Maria José de Freitas defende que Macau não se deve envergonhar do seu passado como entreposto comercial entre a China e o Ocidente nem dos laços com a rota comercial criada pelos portugueses que lhe deu o estatuto de cidade portuária. A arquitecta apela à divulgação, por parte do Governo, dos relatórios sobre a análise do impacto no património, que, diz, deveriam ser públicos

 

Maria José de Freitas entende que Macau não se deve envergonhar do seu passado como cidade portuária e um importante elo de ligação na relação comercial marítima que uniu a China e Portugal a partir do século XVI. Em declarações ao HM, a propósito da proposta de candidatura da Rota Marítima da Seda a património mundial da UNESCO, a arquitecta e estudiosa do património de Macau entende que há um lado da moeda afastado do discurso oficial.

“Macau não tem de ter vergonha do seu passado ou da sua origem, porque é diferente enquanto cidade que integra a Grande Baía precisamente pela sua história, que tem também um valor universal reconhecido pela UNESCO.”

Os critérios de classificação da UNESCO prendem-se, precisamente, com o facto de Macau ser “uma cidade portuária” e que apontam para a “miscigenação” do território.

Maria José de Freitas entende que há uma ocultação desse passado e que este “não é valorizado como deveria”. “Muitas vezes, até na informação divulgada pelo Instituto Cultural (IC), fala-se do encontro cultural que existe na cidade, mas não se mencionam esses critérios, muito vinculados ao facto de Macau ter sido uma cidade portuária.
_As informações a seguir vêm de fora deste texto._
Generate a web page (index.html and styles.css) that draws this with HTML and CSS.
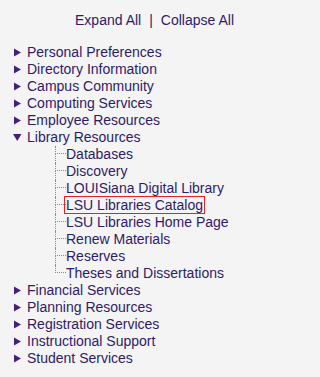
FILE: index.html
```html
<!DOCTYPE html>
<html>
<head>
<meta charset="utf-8">
<link rel="stylesheet" href="styles.css">
</head>
<body>
<div class="toolbar"><a class="tool">Expand All</a><span class="sep">|</span><a class="tool">Collapse All</a></div>
<ul class="menu">
  <li class="item"><svg class="tri" width="9" height="9" viewBox="0 0 9 9"><polygon points="1,0.5 8,4.5 1,8.5"/></svg><span class="label">Personal Preferences</span></li>
  <li class="item"><svg class="tri" width="9" height="9" viewBox="0 0 9 9"><polygon points="1,0.5 8,4.5 1,8.5"/></svg><span class="label">Directory Information</span></li>
  <li class="item"><svg class="tri" width="9" height="9" viewBox="0 0 9 9"><polygon points="1,0.5 8,4.5 1,8.5"/></svg><span class="label">Campus Community</span></li>
  <li class="item"><svg class="tri" width="9" height="9" viewBox="0 0 9 9"><polygon points="1,0.5 8,4.5 1,8.5"/></svg><span class="label">Computing Services</span></li>
  <li class="item"><svg class="tri" width="9" height="9" viewBox="0 0 9 9"><polygon points="1,0.5 8,4.5 1,8.5"/></svg><span class="label">Employee Resources</span></li>
  <li class="group">
    <div class="item"><svg class="tri" width="9" height="9" viewBox="0 0 9 9"><polygon points="0,1 8.5,1 4.25,8"/></svg><span class="label">Library Resources</span></div>
    <ul class="sub">
      <li class="child"><span class="branch"></span><span class="label">Databases</span></li>
      <li class="child"><span class="branch"></span><span class="label">Discovery</span></li>
      <li class="child"><span class="branch"></span><span class="label">LOUISiana Digital Library</span></li>
      <li class="child"><span class="branch"></span><span class="label"><a class="current">LSU Libraries Catalog</a></span></li>
      <li class="child"><span class="branch"></span><span class="label">LSU Libraries Home Page</span></li>
      <li class="child"><span class="branch"></span><span class="label">Renew Materials</span></li>
      <li class="child"><span class="branch"></span><span class="label">Reserves</span></li>
      <li class="child"><span class="branch"></span><span class="label">Theses and Dissertations</span></li>
    </ul>
  </li>
  <li class="item"><svg class="tri" width="9" height="9" viewBox="0 0 9 9"><polygon points="1,0.5 8,4.5 1,8.5"/></svg><span class="label">Financial Services</span></li>
  <li class="item"><svg class="tri" width="9" height="9" viewBox="0 0 9 9"><polygon points="1,0.5 8,4.5 1,8.5"/></svg><span class="label">Planning Resources</span></li>
  <li class="item"><svg class="tri" width="9" height="9" viewBox="0 0 9 9"><polygon points="1,0.5 8,4.5 1,8.5"/></svg><span class="label">Registration Services</span></li>
  <li class="item"><svg class="tri" width="9" height="9" viewBox="0 0 9 9"><polygon points="1,0.5 8,4.5 1,8.5"/></svg><span class="label">Instructional Support</span></li>
  <li class="item"><svg class="tri" width="9" height="9" viewBox="0 0 9 9"><polygon points="1,0.5 8,4.5 1,8.5"/></svg><span class="label">Student Services</span></li>
</ul>
</body>
</html>
```
FILE: styles.css
```css
html, body {
  margin: 0;
  padding: 0;
  background: #f4f4f4;
}
body {
  width: 247px;
  font-family: "Liberation Sans", Arial, sans-serif;
  font-size: 14px;
  line-height: 17px;
  color: #2f1b68;
}
.toolbar {
  text-align: right;
  padding: 12px 13px 0 0;
}
.tool {
  color: #2f1b68;
}
.sep {
  margin: 0 8px;
}
.menu {
  list-style: none;
  margin: 15px 0 0 0;
  padding: 0 0 0 13px;
}
.item {
  display: flex;
  align-items: center;
  height: 17px;
}
.tri {
  flex: none;
  fill: #46207e;
  margin-right: 5px;
}
.sub {
  list-style: none;
  margin: 0;
  padding: 0 0 0 42px;
}
.child {
  display: flex;
  height: 17px;
}
.branch {
  flex: none;
  width: 11px;
  display: flex;
  flex-direction: column;
}
.branch::before {
  content: "";
  height: 7px;
  border-left: 1px dotted #8a8a8a;
  border-bottom: 1px dotted #8a8a8a;
}
.branch::after {
  content: "";
  flex: 1;
  border-left: 1px dotted #8a8a8a;
}
.child:last-child .branch::after {
  border-left: none;
}
.label {
  white-space: nowrap;
}
.current {
  border: 1px solid #e8231f;
  padding: 0 1px;
  margin-left: -2px;
}
```
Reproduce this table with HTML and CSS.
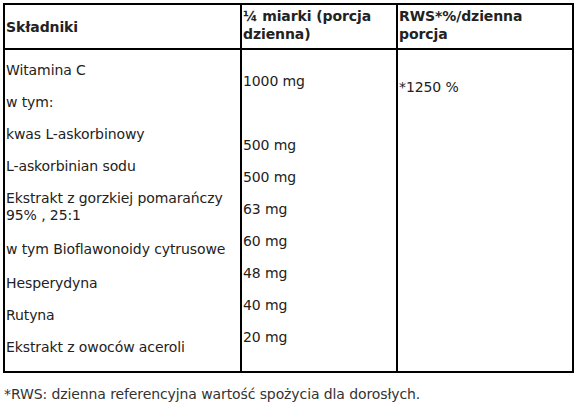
FILE: index.html
```html
<!DOCTYPE html>
<html lang="pl">
<head>
  <meta charset="UTF-8">
  <meta name="viewport" content="width=device-width, initial-scale=1.0">
  <title>Skład</title>
  <link rel="stylesheet" href="styles.css">
</head>
<body>
  <main class="sheet">
    <table class="facts">
      <colgroup>
        <col class="col-name">
        <col class="col-dose">
        <col class="col-rws">
      </colgroup>
      <thead>
        <tr>
          <th class="head-name">Składniki</th>
          <th>¼ miarki (porcja dzienna)</th>
          <th>RWS*%/dzienna porcja</th>
        </tr>
      </thead>
      <tbody>
        <tr class="body-row">
          <td class="cell-name">
            <p>Witamina C</p>
            <p>w tym:</p>
            <p>kwas L-askorbinowy</p>
            <p>L-askorbinian sodu</p>
            <p class="shift">Ekstrakt z gorzkiej pomarańczy<br>95% , 25:1</p>
            <p class="shift">w tym Bioflawonoidy cytrusowe</p>
            <p>Hesperydyna</p>
            <p>Rutyna</p>
            <p>Ekstrakt z owoców aceroli</p>
          </td>
          <td class="cell-dose">
            <p>1000 mg</p>
            <p>&nbsp;</p>
            <p>500 mg</p>
            <p>500 mg</p>
            <p>63 mg</p>
            <p>60 mg</p>
            <p>48 mg</p>
            <p>40 mg</p>
            <p>20 mg</p>
          </td>
          <td class="cell-rws">
            <p>*1250 %</p>
          </td>
        </tr>
      </tbody>
    </table>
    <p class="note">*RWS: dzienna referencyjna wartość spożycia dla dorosłych.</p>
  </main>
</body>
</html>
```

FILE: styles.css
```css
*, *::before, *::after {
  box-sizing: border-box;
}

body {
  margin: 0;
  background: #fff;
  color: #222;
  font-family: "DejaVu Sans", Verdana, sans-serif;
  font-size: 14px;
  letter-spacing: -0.1px;
}

.sheet {
  padding: 3px 0 0 3px;
}

.facts {
  border-collapse: collapse;
  width: 569px;
  table-layout: fixed;
}

.col-name { width: 237px; }
.col-dose { width: 156px; }
.col-rws { width: 176px; }

.facts th,
.facts td {
  border: 2px solid #000;
  padding: 0 0 0 1px;
  text-align: left;
  vertical-align: top;
}

.facts th {
  height: 45px;
  padding-top: 2px;
  font-weight: bold;
  line-height: 18px;
  color: #222;
}

.facts th.head-name {
  vertical-align: middle;
  padding-top: 0;
}

.body-row td {
  height: 319px;
}

.facts p {
  margin: 0 0 15px 0;
  line-height: 17px;
}

.cell-name {
  padding-top: 12px !important;
}

.cell-name .shift {
  margin-bottom: 17px;
}

.cell-dose {
  padding-top: 23px !important;
}

.cell-rws {
  padding-top: 29px !important;
}

.note {
  margin: 13px 0 0 1px;
  line-height: 17px;
  color: #333;
}
```
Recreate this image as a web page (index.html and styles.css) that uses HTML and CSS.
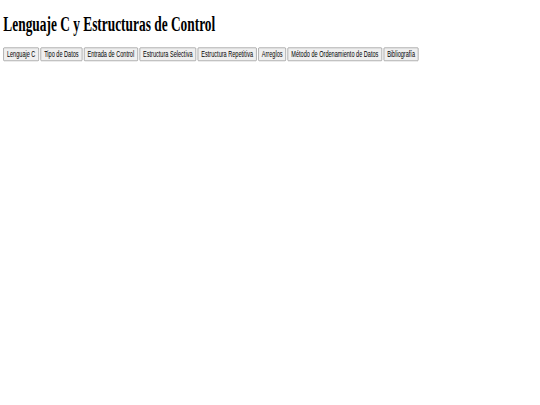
FILE: index.html
```html
<!DOCTYPE html>
<html lang="es">
<head>
<meta charset="utf-8">
<title>Lenguaje C y Estructuras de Control</title>
<link rel="stylesheet" href="styles.css">
</head>
<body>
<div class="viewport">
  <div class="page">
    <h1 class="title">Lenguaje C y Estructuras de Control</h1>
    <nav class="menu">
      <button class="tab">Lenguaje C</button>
      <button class="tab">Tipo de Datos</button>
      <button class="tab">Entrada de Control</button>
      <button class="tab">Estructura Selectiva</button>
      <button class="tab">Estructura Repetitiva</button>
      <button class="tab">Arreglos</button>
      <button class="tab">Método de Ordenamiento de Datos</button>
      <button class="tab">Bibliografía</button>
    </nav>
  </div>
</div>
</body>
</html>
```

FILE: styles.css
```css
html, body {
  margin: 0;
  padding: 0;
  background: #ffffff;
  overflow: hidden;
}

.viewport {
  width: 540px;
  height: 405px;
  overflow: hidden;
}

.page {
  width: 1292px;
  height: 620px;
  padding: 8px;
  box-sizing: border-box;
  transform: scale(0.418, 0.65);
  transform-origin: 0 0;
  font-family: "Liberation Serif", "Times New Roman", serif;
  font-size: 16px;
  color: #000;
}

.title {
  font-family: "Liberation Serif", "Times New Roman", serif;
  font-size: 32px;
  font-weight: bold;
  margin: 10px 0 18px;
  line-height: 37px;
}

.menu {
  display: block;
}

.tab {
  font-family: "Liberation Sans", Arial, sans-serif;
  font-size: 13.333px;
  padding: 1px 7.5px;
  margin: 0;
  color: #000;
  background: #efefef;
  border: 1px solid #767676;
  border-radius: 2px;
  line-height: 17px;
  height: 21px;
}
```
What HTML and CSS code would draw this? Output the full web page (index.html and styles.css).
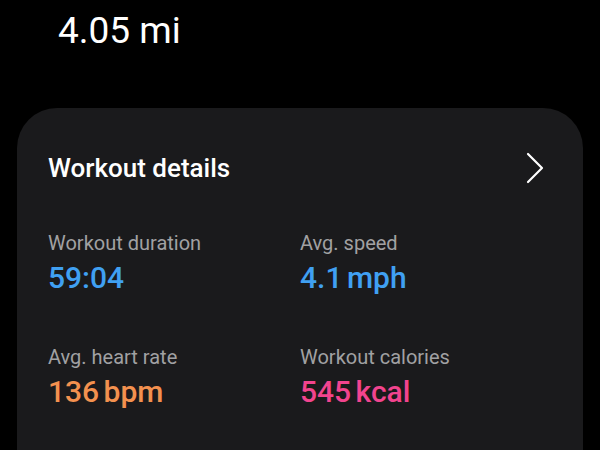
FILE: index.html
```html
<!DOCTYPE html>
<html lang="en">
<head>
    <meta charset="UTF-8">
    <meta name="viewport" content="width=device-width, initial-scale=1.0">
    <title>Workout</title>
    <link rel="stylesheet" href="styles.css">
</head>
<body>
    <div class="distance">4.05 mi</div>

    <div class="card">
        <div class="card-head">
            <h2>Workout details</h2>
            <svg class="chevron" width="20" height="32" viewBox="0 0 20 32">
                <path d="M3 2 L17 16 L3 30" fill="none" stroke="#fff" stroke-width="2.2" stroke-linecap="round" stroke-linejoin="round"/>
            </svg>
        </div>

        <!-- stats grid -->
        <div class="stats">
            <div class="stat">
                <span class="label">Workout duration</span>
                <span class="value blue">59:04</span>
            </div>
            <div class="stat">
                <span class="label">Avg. speed</span>
                <span class="value blue">4.1 mph</span>
            </div>
            <div class="stat">
                <span class="label">Avg. heart rate</span>
                <span class="value orange">136 bpm</span>
            </div>
            <div class="stat">
                <span class="label">Workout calories</span>
                <span class="value pink">545 kcal</span>
            </div>
        </div>
    </div>
</body>
</html>
```

FILE: styles.css
```css
*{
    margin: 0px;
    padding: 0px;
    box-sizing: border-box;
    font-family: Roboto, 'Noto Sans', sans-serif;
}
body{
    background-color: #000;
    color: #fff;
    height: 450px;
    overflow: hidden;
}
.distance{
    padding: 8px 0 0 58px;
    height: 108px;
    font-size: 37px;
    line-height: 46px;
}

/* card */
.card{
    margin: 0 17px;
    height: 342px;
    background-color: #1a1a1c;
    border-radius: 40px 40px 0 0;
    padding: 43px 38px 0 31px;
}
.card-head{
    display: flex;
    flex-direction: row;
    justify-content: space-between;
    align-items: center;
}
.card-head h2{
    font-size: 26px;
    font-weight: 500;
    line-height: 34px;
}
.chevron{
    display: block;
}
.stats{
    display: grid;
    grid-template-columns: 252px 1fr;
    row-gap: 48px;
    margin-top: 46px;
}
.stat{
    display: flex;
    flex-direction: column;
    gap: 4px;
}
.label{
    font-size: 20px;
    line-height: 24px;
    color: #a1a1a3;
}
.value{
    font-size: 30px;
    font-weight: 500;
    line-height: 38px;
    word-spacing: -3px;
}
.blue{
    color: #40a0f2;
}
.orange{
    color: #f3914f;
}
.pink{
    color: #f2448e;
}
```
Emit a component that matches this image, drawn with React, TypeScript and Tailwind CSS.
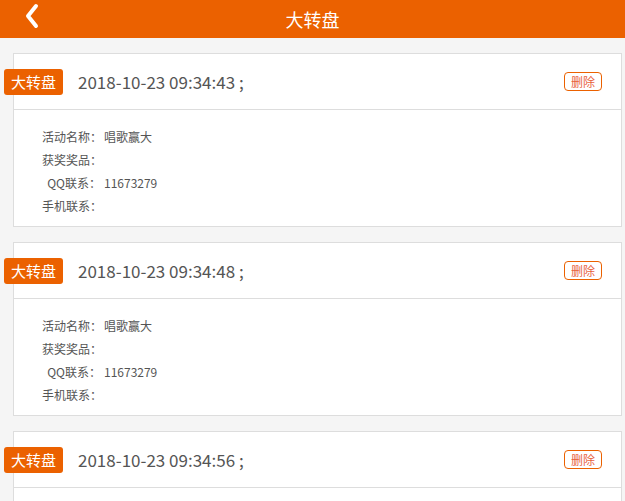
import React from "react";

const records = [
  { time: "2018-10-23 09:34:43 ;" },
  { time: "2018-10-23 09:34:48 ;" },
  { time: "2018-10-23 09:34:56 ;" },
];

const font = { fontFamily: '"Microsoft YaHei", "Noto Sans CJK SC", "Noto Sans", sans-serif' };

function Row({ label, value, indent }: { label: string; value?: string; indent?: boolean }) {
  return (
    <div className="flex h-[23px] items-center text-[12px] leading-[23px] text-[#555]">
      <span className={`w-[60px] ${indent ? "text-right pr-[1px]" : "text-left"} whitespace-nowrap`}>{label}</span>
      <span className="ml-[2px]">{value}</span>
    </div>
  );
}

function Card({ time }: { time: string }) {
  return (
    <div className="ml-[13px] mb-[15px] w-[609px] border border-[#dddddd] bg-white">
      <div className="flex h-[56px] items-center border-b border-[#dddddd]">
        <div className="-ml-[10px] flex h-[26px] w-[59px] items-center justify-center rounded-[3px] bg-[#eb6100] text-[15px] leading-none text-white">
          大转盘
        </div>
        <div className="ml-[15px] text-[17px] leading-none text-[#555]">{time}</div>
        <div className="ml-auto mr-[19px] flex h-[19px] w-[38px] items-center justify-center rounded-[4px] border border-[#eb6100] text-[12px] leading-none text-[#e8613c]">
          删除
        </div>
      </div>
      <div className="pl-[28px] pt-[15px] pb-[9px]">
        <Row label="活动名称：" value="唱歌赢大" />
        <Row label="获奖奖品：" />
        <Row label="QQ联系：" value="11673279" indent />
        <Row label="手机联系：" />
      </div>
    </div>
  );
}

export default function App() {
  return (
    <div className="h-[501px] w-[625px] overflow-hidden bg-[#f5f5f5]" style={font}>
      <div className="relative flex h-[38px] items-center justify-center bg-[#eb6100]">
        <svg className="absolute left-[24px] top-[3px]" width="16" height="26" viewBox="0 0 16 26">
          <path d="M12 3 L4 13 L12 23" stroke="#ffffff" strokeWidth="4" fill="none" strokeLinecap="round" strokeLinejoin="round" />
        </svg>
        <span className="text-[18px] leading-none text-white">大转盘</span>
      </div>
      <div className="pt-[15px]">
        {records.map((r, i) => (
          <Card key={i} time={r.time} />
        ))}
      </div>
    </div>
  );
}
Isso não surgiu do nada, mas sim da relação com o Ocidente.”

Não se integra, portanto, “na divulgação do património de Macau todos os valores e situações, como é o caso dos portugueses e do comércio marítimo até chegar a Macau, no contexto de rede comercial vinda de África, Índia, Colombo e até chegar ao Japão, ou relacionado com as próprias missões ligadas à religião católica.”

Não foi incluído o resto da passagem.